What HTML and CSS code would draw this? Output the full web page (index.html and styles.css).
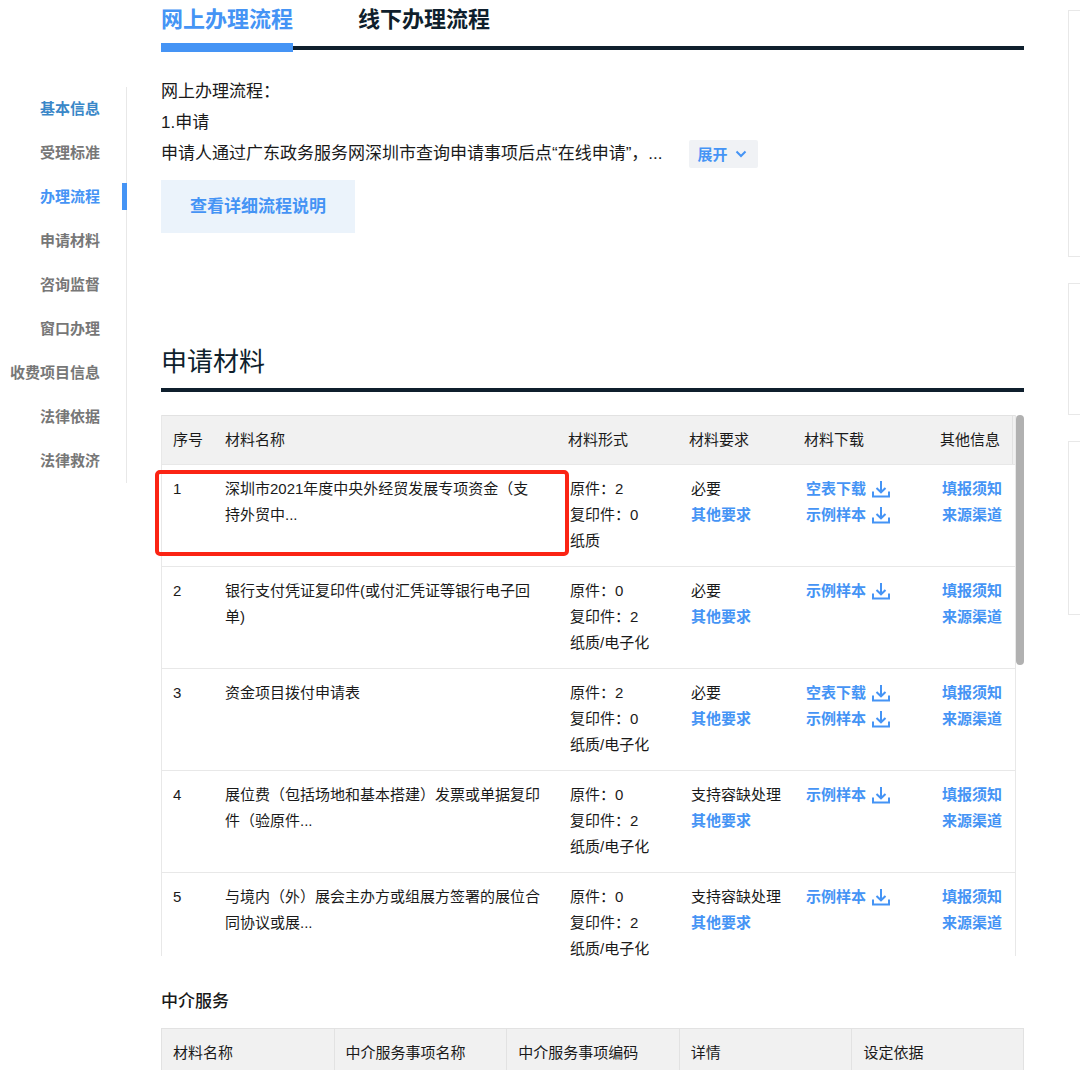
FILE: index.html
```html
<!DOCTYPE html>
<html lang="zh-CN">
<head>
    <meta charset="UTF-8">
    <meta name="viewport" content="width=device-width, initial-scale=1.0">
    <title>办事指南 - 广东政务服务网</title>
    <link rel="stylesheet" href="styles.css">
</head>
<body>

<svg class="icon-defs" aria-hidden="true">
    <symbol id="download" viewBox="0 0 18 18">
        <path d="M1 11.5V16.5H17V11.5M9 1V12M4.5 8L9 12.3L13.5 8" fill="none" stroke="currentColor" stroke-width="2"/>
    </symbol>
</svg>

<div class="page">
    <nav class="side-nav">
        <a href="#" class="visited">基本信息</a>
        <a href="#">受理标准</a>
        <a href="#" class="active">办理流程</a>
        <a href="#">申请材料</a>
        <a href="#">咨询监督</a>
        <a href="#">窗口办理</a>
        <a href="#">收费项目信息</a>
        <a href="#">法律依据</a>
        <a href="#">法律救济</a>
    </nav>

    <main class="main">
        <div class="tabs">
            <button type="button" class="tab active">网上办理流程</button>
            <button type="button" class="tab">线下办理流程</button>
        </div>

        <div class="process">
            <p>网上办理流程：</p>
            <p>1.申请</p>
            <p class="last-line">申请人通过广东政务服务网深圳市查询申请事项后点“在线申请”，...
                <button type="button" class="expand">展开
                    <svg width="12" height="8" viewBox="0 0 12 8"><path d="M1.5 1.5L6 6L10.5 1.5" fill="none" stroke="currentColor" stroke-width="2"/></svg>
                </button>
            </p>
            <button type="button" class="detail-btn">查看详细流程说明</button>
        </div>

        <h2>申请材料</h2>

        <div class="material">
            <div class="material-scroll">
                <table class="material-table">
                    <colgroup>
                        <col class="col-no">
                        <col class="col-name">
                        <col class="col-form">
                        <col class="col-need">
                        <col class="col-down">
                        <col class="col-info">
                    </colgroup>
                    <thead>
                        <tr>
                            <th>序号</th>
                            <th>材料名称</th>
                            <th>材料形式</th>
                            <th>材料要求</th>
                            <th>材料下载</th>
                            <th>其他信息</th>
                        </tr>
                    </thead>
                    <tbody>
                        <tr>
                            <td>1</td>
                            <td>深圳市2021年度中央外经贸发展专项资金（支持外贸中...</td>
                            <td>原件：2<br>复印件：0<br>纸质</td>
                            <td>必要<a href="#">其他要求</a></td>
                            <td>
                                <a href="#">空表下载<svg class="icon"><use href="#download"/></svg></a>
                                <a href="#">示例样本<svg class="icon"><use href="#download"/></svg></a>
                            </td>
                            <td><a href="#">填报须知</a><a href="#">来源渠道</a></td>
                        </tr>
                        <tr>
                            <td>2</td>
                            <td>银行支付凭证复印件(或付汇凭证等银行电子回单)</td>
                            <td>原件：0<br>复印件：2<br>纸质/电子化</td>
                            <td>必要<a href="#">其他要求</a></td>
                            <td>
                                <a href="#">示例样本<svg class="icon"><use href="#download"/></svg></a>
                            </td>
                            <td><a href="#">填报须知</a><a href="#">来源渠道</a></td>
                        </tr>
                        <tr>
                            <td>3</td>
                            <td>资金项目拨付申请表</td>
                            <td>原件：2<br>复印件：0<br>纸质/电子化</td>
                            <td>必要<a href="#">其他要求</a></td>
                            <td>
                                <a href="#">空表下载<svg class="icon"><use href="#download"/></svg></a>
                                <a href="#">示例样本<svg class="icon"><use href="#download"/></svg></a>
                            </td>
                            <td><a href="#">填报须知</a><a href="#">来源渠道</a></td>
                        </tr>
                        <tr>
                            <td>4</td>
                            <td>展位费（包括场地和基本搭建）发票或单据复印件（验原件...</td>
                            <td>原件：0<br>复印件：2<br>纸质/电子化</td>
                            <td>支持容缺处理<a href="#">其他要求</a></td>
                            <td>
                                <a href="#">示例样本<svg class="icon"><use href="#download"/></svg></a>
                            </td>
                            <td><a href="#">填报须知</a><a href="#">来源渠道</a></td>
                        </tr>
                        <tr>
                            <td>5</td>
                            <td>与境内（外）展会主办方或组展方签署的展位合同协议或展...</td>
                            <td>原件：0<br>复印件：2<br>纸质/电子化</td>
                            <td>支持容缺处理<a href="#">其他要求</a></td>
                            <td>
                                <a href="#">示例样本<svg class="icon"><use href="#download"/></svg></a>
                            </td>
                            <td><a href="#">填报须知</a><a href="#">来源渠道</a></td>
                        </tr>
                    </tbody>
                </table>
            </div>
            <div class="scroll-thumb"></div>
            <div class="mark"></div>
        </div>

        <h3>中介服务</h3>

        <div class="agency">
            <table class="agency-table">
                <thead>
                    <tr>
                        <th>材料名称</th>
                        <th>中介服务事项名称</th>
                        <th>中介服务事项编码</th>
                        <th>详情</th>
                        <th>设定依据</th>
                    </tr>
                </thead>
            </table>
        </div>
    </main>

    <aside class="panels">
        <div class="panel panel-large"></div>
        <div class="panel panel-small"></div>
        <div class="panel panel-medium"></div>
    </aside>
</div>

</body>
</html>
```

FILE: styles.css
```css
* {
    box-sizing: border-box;
}
body {
    margin: 0;
    background: #fff;
    color: #1a1a1a;
    font-family: "Liberation Sans", "Noto Sans CJK SC", sans-serif;
    font-size: 15px;
    line-height: 26px;
}
a {
    color: #4594f5;
    font-weight: bold;
    text-decoration: none;
}
button {
    padding: 0;
    border: none;
    background: none;
    font-family: inherit;
    font-weight: bold;
    cursor: pointer;
}
p, h2, h3 {
    margin: 0;
}
.icon-defs {
    display: none;
}
.page {
    display: grid;
    grid-template-columns: 127px minmax(0, 1fr) 12px;
    align-items: start;
}

/* 左侧导航 */
.side-nav {
    margin-top: 87px;
    border-right: 1px solid #e8e8e8;
}
.side-nav a {
    display: block;
    position: relative;
    padding-right: 26px;
    color: #777;
    line-height: 44px;
    text-align: right;
}
.side-nav .visited {
    color: #3a87c8;
}
.side-nav .active {
    color: #4594f5;
}
.side-nav .active::after {
    content: "";
    position: absolute;
    top: 8px;
    right: -1px;
    width: 5px;
    height: 27px;
    background: #4594f5;
}

.main {
    margin: 0 44px 0 34px;
}

/* 流程标签 */
.tabs {
    display: flex;
    gap: 65px;
    height: 50px;
    border-bottom: 4px solid #0f1f2d;
}
.tab {
    height: 52px;
    padding-bottom: 3px;
    border-bottom: 9px solid transparent;
    color: #0f1f2d;
    font-size: 22px;
    line-height: 40px;
}
.tab.active {
    border-color: #4594f5;
    color: #4594f5;
}

.process {
    margin-top: 26px;
    font-size: 17px;
    line-height: 31px;
}
.last-line {
    display: flex;
    align-items: center;
    gap: 26px;
}
.expand {
    display: flex;
    align-items: center;
    gap: 7px;
    height: 28px;
    padding: 0 11px 0 9px;
    border-radius: 2px;
    background: #f0f2f5;
    color: #4594f5;
    font-size: 15px;
}
.detail-btn {
    margin-top: 11px;
    padding: 0 29px;
    background: #ebf3fb;
    color: #4594f5;
    font-size: 17px;
    line-height: 53px;
}

h2 {
    margin-top: 107px;
    padding-bottom: 4px;
    border-bottom: 4px solid #0f1f2d;
    color: #0f1f2d;
    font-size: 26px;
    font-weight: normal;
    line-height: 44px;
}

/* 申请材料表格 */
.material {
    display: flex;
    align-items: flex-start;
    position: relative;
    margin-top: 23px;
}
.material-scroll {
    flex: 1;
    height: 541px;
    overflow: hidden;
}
.scroll-thumb {
    width: 8px;
    height: 250px;
    border-radius: 4px;
    background: #b1b1b1;
}
table {
    width: 100%;
    border-collapse: separate;
    border-spacing: 0;
    table-layout: fixed;
}
th {
    height: 50px;
    border-top: 1px solid #e2e2e2;
    border-bottom: 1px solid #e8e8e8;
    background: #f1f1f1;
    font-weight: normal;
    text-align: left;
}
.material-table {
    border: 1px solid #e8e8e8;
    border-top: none;
}
.material-table th {
    padding: 0 9px;
}
.material-table th:nth-child(-n+2) {
    padding-left: 11px;
}
.material-table th:last-child {
    box-shadow: inset -2px 0 #f1f1f1, inset -3px 0 #e2e2e2;
}
.material-table td {
    height: 102px;
    padding: 11px 0 12px 11px;
    border-bottom: 1px solid #e8e8e8;
    vertical-align: top;
}
.material-table td:nth-child(2) {
    padding-right: 18px;
}
.material-table a {
    display: flex;
    align-items: center;
    gap: 6px;
}
.col-no {
    width: 52px;
}
.col-form {
    width: 121px;
}
.col-need {
    width: 115px;
}
.col-down {
    width: 136px;
}
.col-info {
    width: 84px;
}
.icon {
    width: 18px;
    height: 18px;
}
/* 重点标注框 */
.mark {
    position: absolute;
    top: 55px;
    right: 455px;
    left: -6px;
    height: 86px;
    border: 4px solid #fb2414;
    border-radius: 5px;
}

/* 中介服务 */
h3 {
    margin: 33px 0 13px;
    font-size: 17px;
    font-weight: 500;
}
.agency {
    height: 42px;
    overflow: hidden;
}
.agency-table th {
    padding: 0 11px;
    border-left: 1px solid #e2e2e2;
}
.agency-table th:last-child {
    border-right: 1px solid #e2e2e2;
}

/* 右侧栏 */
.panels {
    display: grid;
    gap: 26px;
    padding-top: 10px;
}
.panel {
    border: 1px solid #e8e8e8;
    border-right: none;
}
.panel-large {
    height: 247px;
}
.panel-small {
    height: 132px;
}
.panel-medium {
    height: 174px;
}
```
#####
- **Task directions**
Gather every line from the listing above in which "styles" appears, and copy those lines.

- **Response**
What HTML and CSS code would draw this? Output the full web page (index.html and styles.css).
    <link rel="stylesheet" href="styles.css">
FILE: styles.css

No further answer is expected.